I suppose it depends on how you define "success". Had there been no "terror", there still would have been war with Europe.
As far as I can tell, the sans-culottes never actually had power directly in their own hands...even Robespierre tried to "hold them back" (which, in my opinion, cost him his head).
The conservative peasantry naturally balked at the abolition of Christianity...so in that sense the revolution lost a good deal of its popular support in the countryside.
And the "moderate" counter-revolution of Thermidore following Robespierre's execution led directly to the dictatorship of Napoleon and the first French Empire. Given the wars that France was constantly engaged in or threatened with, it's difficult to believe that a Napoleon-like figure would not have arisen at some point, terror or no.
Lysergic Acid Diethylamide
The "reign of terror" was a mistake, and what's worse, it was an easily avoidable one.
The only fault I can find with the "terror" is in the realm of implementation.
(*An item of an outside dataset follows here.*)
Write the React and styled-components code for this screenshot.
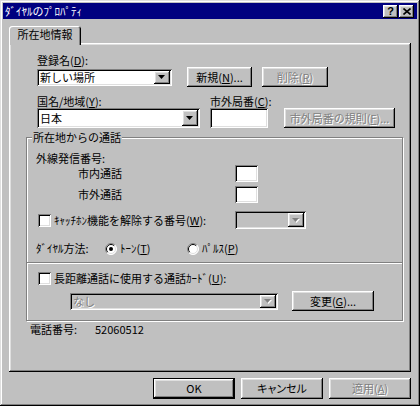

In particular, on those occasions when it was directed against the most radical elements, it obviously undermined the revolution itself.
The use of the "terror" to "settle disputes" within the revolutionary camp was clearly stupid.
But I see nothing wrong with the principle of terror used against the genuine enemies of the revolution...especially if this weapon had been in the hands of the sans-culottes themselves.
The failure to staff the "revolutionary tribunals" with the sans-culottes might have been the biggest mistake of all.